**WHAT IS REQUIRED**
Return the material word for word. Do not include pictures.

**AVAILABLE DATA**
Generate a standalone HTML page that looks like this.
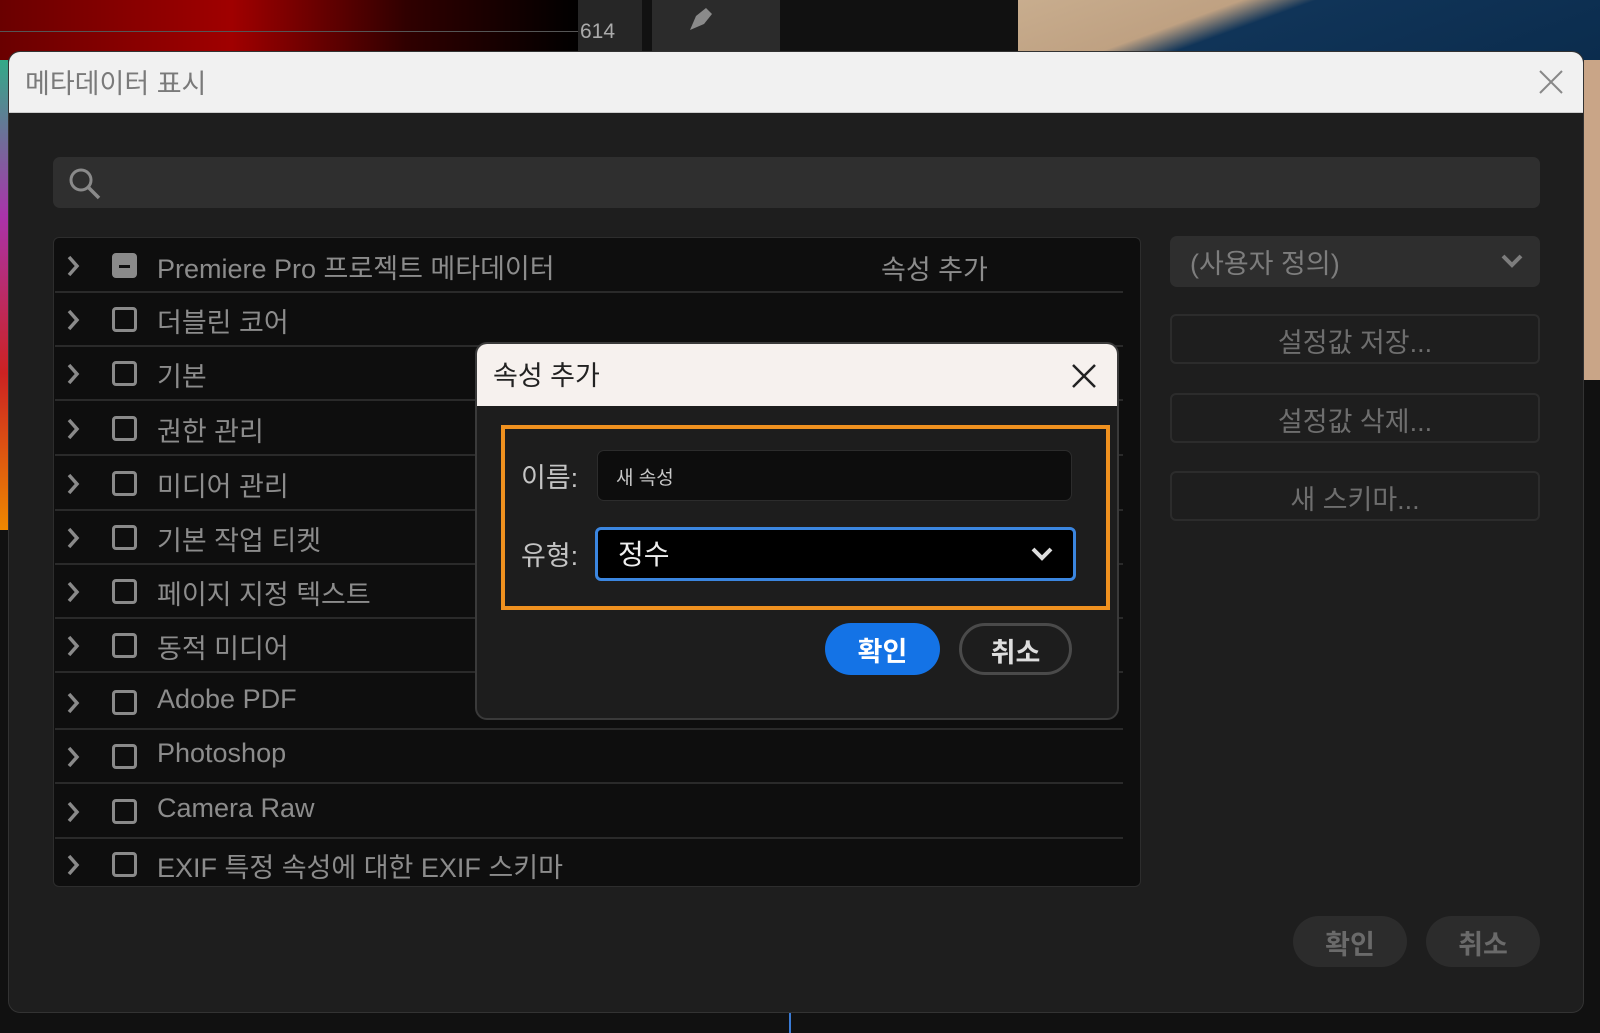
<!DOCTYPE html>
<html><head><meta charset="utf-8"><style>
*{margin:0;padding:0;box-sizing:border-box}
body{width:1600px;height:1033px;overflow:hidden;background:#111;font-family:"Liberation Sans","Noto Sans CJK KR",sans-serif;position:relative}
.abs{position:absolute}
.row{position:absolute;left:55px;width:1068px;height:54px;border-bottom:2px solid #2a2a2a}
.row .chev{position:absolute;left:10px;top:15px}
.row .cb{position:absolute;left:57px;top:14px;width:25px;height:25px;border:3px solid #8a8a8a;border-radius:4px}
.row .t{position:absolute;left:102px;top:8px;font-size:27px;color:#8c8c8c;white-space:nowrap}
.btn{position:absolute;border-radius:26px;text-align:center;font-size:27px;font-weight:bold}
</style></head><body>
<div class="abs" style="left:0;top:0;width:580px;height:60px;background:linear-gradient(90deg,#6a0000,#a00000 40%,#300000 70%,#000)"></div>
<div class="abs" style="left:0;top:31px;width:578px;height:1px;background:#555"></div>
<div class="abs" style="left:578px;top:0;width:64px;height:55px;background:#262626;color:#aaa;font-size:21px;padding:20px 0 0 2px">614</div>
<div class="abs" style="left:652px;top:0;width:128px;height:55px;background:#2b2b2b"></div>
<svg class="abs" style="left:682px;top:0" width="40" height="34"><path d="M8 30 L14 16 L24 8 L30 14 L22 24 Z" fill="#8a8a8a"/></svg>
<div class="abs" style="left:1018px;top:0;width:582px;height:60px;background:linear-gradient(160deg,#c8ad8e 0,#bfa182 30%,#103458 40%,#0b2c4d 100%)"></div>
<div class="abs" style="left:1584px;top:60px;width:16px;height:320px;background:#c9a587"></div>
<div class="abs" style="left:0;top:60px;width:8px;height:470px;background:linear-gradient(#3a8,#a3a,#c22,#e80)"></div>
<div class="abs" style="left:8px;top:51px;width:1576px;height:962px;background:#1e1e1e;border-radius:12px;border:1px solid #333;overflow:hidden">
  <div style="height:61px;background:#f1f1f1;border-bottom:1px solid #ccc;font-size:27px;color:#7a7a7a;padding:10px 0 0 16px">메타데이터 표시</div>
  <svg class="abs" style="left:1529px;top:17px" width="26" height="26"><path d="M2 2L24 24M24 2L2 24" stroke="#888" stroke-width="2"/></svg>
</div>
<div class="abs" style="left:53px;top:157px;width:1487px;height:51px;background:#2f2f2f;border-radius:7px"></div>
<svg class="abs" style="left:68px;top:167px" width="34" height="34"><circle cx="13" cy="13" r="10" fill="none" stroke="#8a8a8a" stroke-width="3"/><path d="M20 20L31 31" stroke="#8a8a8a" stroke-width="3.5"/></svg>
<div class="abs" style="left:53px;top:237px;width:1088px;height:650px;background:#0e0e0e;border:1px solid #2d2d2d;border-radius:6px"></div>
<div class="abs" style="left:881px;top:248px;font-size:27px;color:#8c8c8c">속성 추가</div>
<div id="rows"></div>
<div class="abs" style="left:1170px;top:236px;width:370px;height:51px;background:#2e2e2e;border-radius:7px;color:#7d7d7d;font-size:27px;padding:6px 0 0 20px">(사용자 정의)</div>
<svg class="abs" style="left:1500px;top:252px" width="24" height="18"><path d="M3 4L12 13L21 4" fill="none" stroke="#7d7d7d" stroke-width="4"/></svg>
<div class="abs" style="left:1170px;top:314px;width:370px;height:50px;border:2px solid #2c2c2c;border-radius:6px;color:#6e6e6e;font-size:27px;text-align:center;padding-top:5px">설정값 저장...</div>
<div class="abs" style="left:1170px;top:393px;width:370px;height:50px;border:2px solid #2c2c2c;border-radius:6px;color:#6e6e6e;font-size:27px;text-align:center;padding-top:5px">설정값 삭제...</div>
<div class="abs" style="left:1170px;top:471px;width:370px;height:50px;border:2px solid #2c2c2c;border-radius:6px;color:#6e6e6e;font-size:27px;text-align:center;padding-top:5px">새 스키마...</div>
<div class="btn" style="left:1293px;top:916px;width:114px;height:51px;background:#2c2c2c;color:#6a6a6a;padding-top:7px">확인</div>
<div class="btn" style="left:1426px;top:916px;width:114px;height:51px;background:#2c2c2c;color:#6a6a6a;padding-top:7px">취소</div>
<div class="abs" style="left:789px;top:1013px;width:2px;height:20px;background:#3a7bd5"></div>
<div class="abs" style="left:475px;top:342px;width:644px;height:378px;background:#1d1d1d;border:2px solid #3a3a3a;border-radius:12px;overflow:hidden">
  <div style="height:62px;background:#f6f1ee;font-size:27px;color:#222;padding:10px 0 0 16px">속성 추가</div>
  <svg class="abs" style="left:593px;top:18px" width="28" height="28"><path d="M3 3L25 25M25 3L3 25" stroke="#222" stroke-width="2.5"/></svg>
</div>
<div class="abs" style="left:501px;top:425px;width:609px;height:185px;border:4px solid #f0911f"></div>
<div class="abs" style="left:521px;top:456px;font-size:27px;color:#c4c4c4">이름:</div>
<div class="abs" style="left:597px;top:450px;width:475px;height:51px;background:#0d0d0d;border:1px solid #2c2c2c;border-radius:7px;font-size:19px;color:#c8c8c8;padding:12px 0 0 18px">새 속성</div>
<div class="abs" style="left:521px;top:534px;font-size:27px;color:#c4c4c4">유형:</div>
<div class="abs" style="left:595px;top:527px;width:481px;height:54px;background:#000;border:3px solid #3b86e0;border-radius:6px;font-size:28px;color:#eee;padding:3px 0 0 20px">정수</div>
<svg class="abs" style="left:1030px;top:545px" width="24" height="18"><path d="M3 4L12 13L21 4" fill="none" stroke="#ddd" stroke-width="4"/></svg>
<div class="btn" style="left:825px;top:623px;width:115px;height:52px;background:#1473e6;color:#fff;padding-top:7px">확인</div>
<div class="btn" style="left:959px;top:623px;width:113px;height:52px;border:3px solid #4a4a4a;color:#ddd;padding-top:5px">취소</div>
<script>
var items=[["Premiere Pro 프로젝트 메타데이터",1],["더블린 코어"],["기본"],["권한 관리"],["미디어 관리"],["기본 작업 티켓"],["페이지 지정 텍스트"],["동적 미디어"],["Adobe PDF"],["Photoshop"],["Camera Raw"],["EXIF 특정 속성에 대한 EXIF 스키마"]];
var tops=[239,293,347,402,457,511,565,619,676,730,785,838];
var h="";
items.forEach(function(it,i){
 var last=i==items.length-1;
 h+='<div class="row" style="top:'+tops[i]+'px;'+(last?'border-bottom:none':'')+'"><svg class="chev" width="16" height="24"><path d="M4 3L12 12L4 21" fill="none" stroke="#8a8a8a" stroke-width="3.5"/></svg>'+
 (it[1]?'<div class="cb" style="background:#8a8a8a"><div style="position:absolute;left:4px;top:9px;width:11px;height:3px;background:#111"></div></div>':'<div class="cb"></div>')+
 '<div class="t">'+it[0]+'</div></div>';
});
document.getElementById("rows").innerHTML=h;
</script>
</body></html>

**EXERCISE RESULT**
Generate a standalone HTML page that looks like this.
<!DOCTYPE html>
<html><head><meta charset="utf-8"><style>
*{margin:0;padding:0;box-sizing:border-box}
body{width:1600px;height:1033px;overflow:hidden;background:#111;font-family:"Liberation Sans","Noto Sans CJK KR",sans-serif;position:relative}
.abs{position:absolute}
.row{position:absolute;left:55px;width:1068px;height:54px;border-bottom:2px solid #2a2a2a}
.row .chev{position:absolute;left:10px;top:15px}
.row .cb{position:absolute;left:57px;top:14px;width:25px;height:25px;border:3px solid #8a8a8a;border-radius:4px}
.row .t{position:absolute;left:102px;top:8px;font-size:27px;color:#8c8c8c;white-space:nowrap}
.btn{position:absolute;border-radius:26px;text-align:center;font-size:27px;font-weight:bold}
</style></head><body>
<div class="abs" style="left:0;top:0;width:580px;height:60px;background:linear-gradient(90deg,#6a0000,#a00000 40%,#300000 70%,#000)"></div>
<div class="abs" style="left:0;top:31px;width:578px;height:1px;background:#555"></div>
<div class="abs" style="left:578px;top:0;width:64px;height:55px;background:#262626;color:#aaa;font-size:21px;padding:20px 0 0 2px">614</div>
<div class="abs" style="left:652px;top:0;width:128px;height:55px;background:#2b2b2b"></div>
<svg class="abs" style="left:682px;top:0" width="40" height="34"><path d="M8 30 L14 16 L24 8 L30 14 L22 24 Z" fill="#8a8a8a"/></svg>
<div class="abs" style="left:1018px;top:0;width:582px;height:60px;background:linear-gradient(160deg,#c8ad8e 0,#bfa182 30%,#103458 40%,#0b2c4d 100%)"></div>
<div class="abs" style="left:1584px;top:60px;width:16px;height:320px;background:#c9a587"></div>
<div class="abs" style="left:0;top:60px;width:8px;height:470px;background:linear-gradient(#3a8,#a3a,#c22,#e80)"></div>
<div class="abs" style="left:8px;top:51px;width:1576px;height:962px;background:#1e1e1e;border-radius:12px;border:1px solid #333;overflow:hidden">
  <div style="height:61px;background:#f1f1f1;border-bottom:1px solid #ccc;font-size:27px;color:#7a7a7a;padding:10px 0 0 16px">메타데이터 표시</div>
  <svg class="abs" style="left:1529px;top:17px" width="26" height="26"><path d="M2 2L24 24M24 2L2 24" stroke="#888" stroke-width="2"/></svg>
</div>
<div class="abs" style="left:53px;top:157px;width:1487px;height:51px;background:#2f2f2f;border-radius:7px"></div>
<svg class="abs" style="left:68px;top:167px" width="34" height="34"><circle cx="13" cy="13" r="10" fill="none" stroke="#8a8a8a" stroke-width="3"/><path d="M20 20L31 31" stroke="#8a8a8a" stroke-width="3.5"/></svg>
<div class="abs" style="left:53px;top:237px;width:1088px;height:650px;background:#0e0e0e;border:1px solid #2d2d2d;border-radius:6px"></div>
<div class="abs" style="left:881px;top:248px;font-size:27px;color:#8c8c8c">속성 추가</div>
<div id="rows"></div>
<div class="abs" style="left:1170px;top:236px;width:370px;height:51px;background:#2e2e2e;border-radius:7px;color:#7d7d7d;font-size:27px;padding:6px 0 0 20px">(사용자 정의)</div>
<svg class="abs" style="left:1500px;top:252px" width="24" height="18"><path d="M3 4L12 13L21 4" fill="none" stroke="#7d7d7d" stroke-width="4"/></svg>
<div class="abs" style="left:1170px;top:314px;width:370px;height:50px;border:2px solid #2c2c2c;border-radius:6px;color:#6e6e6e;font-size:27px;text-align:center;padding-top:5px">설정값 저장...</div>
<div class="abs" style="left:1170px;top:393px;width:370px;height:50px;border:2px solid #2c2c2c;border-radius:6px;color:#6e6e6e;font-size:27px;text-align:center;padding-top:5px">설정값 삭제...</div>
<div class="abs" style="left:1170px;top:471px;width:370px;height:50px;border:2px solid #2c2c2c;border-radius:6px;color:#6e6e6e;font-size:27px;text-align:center;padding-top:5px">새 스키마...</div>
<div class="btn" style="left:1293px;top:916px;width:114px;height:51px;background:#2c2c2c;color:#6a6a6a;padding-top:7px">확인</div>
<div class="btn" style="left:1426px;top:916px;width:114px;height:51px;background:#2c2c2c;color:#6a6a6a;padding-top:7px">취소</div>
<div class="abs" style="left:789px;top:1013px;width:2px;height:20px;background:#3a7bd5"></div>
<div class="abs" style="left:475px;top:342px;width:644px;height:378px;background:#1d1d1d;border:2px solid #3a3a3a;border-radius:12px;overflow:hidden">
  <div style="height:62px;background:#f6f1ee;font-size:27px;color:#222;padding:10px 0 0 16px">속성 추가</div>
  <svg class="abs" style="left:593px;top:18px" width="28" height="28"><path d="M3 3L25 25M25 3L3 25" stroke="#222" stroke-width="2.5"/></svg>
</div>
<div class="abs" style="left:501px;top:425px;width:609px;height:185px;border:4px solid #f0911f"></div>
<div class="abs" style="left:521px;top:456px;font-size:27px;color:#c4c4c4">이름:</div>
<div class="abs" style="left:597px;top:450px;width:475px;height:51px;background:#0d0d0d;border:1px solid #2c2c2c;border-radius:7px;font-size:19px;color:#c8c8c8;padding:12px 0 0 18px">새 속성</div>
<div class="abs" style="left:521px;top:534px;font-size:27px;color:#c4c4c4">유형:</div>
<div class="abs" style="left:595px;top:527px;width:481px;height:54px;background:#000;border:3px solid #3b86e0;border-radius:6px;font-size:28px;color:#eee;padding:3px 0 0 20px">정수</div>
<svg class="abs" style="left:1030px;top:545px" width="24" height="18"><path d="M3 4L12 13L21 4" fill="none" stroke="#ddd" stroke-width="4"/></svg>
<div class="btn" style="left:825px;top:623px;width:115px;height:52px;background:#1473e6;color:#fff;padding-top:7px">확인</div>
<div class="btn" style="left:959px;top:623px;width:113px;height:52px;border:3px solid #4a4a4a;color:#ddd;padding-top:5px">취소</div>
<script>
var items=[["Premiere Pro 프로젝트 메타데이터",1],["더블린 코어"],["기본"],["권한 관리"],["미디어 관리"],["기본 작업 티켓"],["페이지 지정 텍스트"],["동적 미디어"],["Adobe PDF"],["Photoshop"],["Camera Raw"],["EXIF 특정 속성에 대한 EXIF 스키마"]];
var tops=[239,293,347,402,457,511,565,619,676,730,785,838];
var h="";
items.forEach(function(it,i){
 var last=i==items.length-1;
 h+='<div class="row" style="top:'+tops[i]+'px;'+(last?'border-bottom:none':'')+'"><svg class="chev" width="16" height="24"><path d="M4 3L12 12L4 21" fill="none" stroke="#8a8a8a" stroke-width="3.5"/></svg>'+
 (it[1]?'<div class="cb" style="background:#8a8a8a"><div style="position:absolute;left:4px;top:9px;width:11px;height:3px;background:#111"></div></div>':'<div class="cb"></div>')+
 '<div class="t">'+it[0]+'</div></div>';
});
document.getElementById("rows").innerHTML=h;
</script>
</body></html>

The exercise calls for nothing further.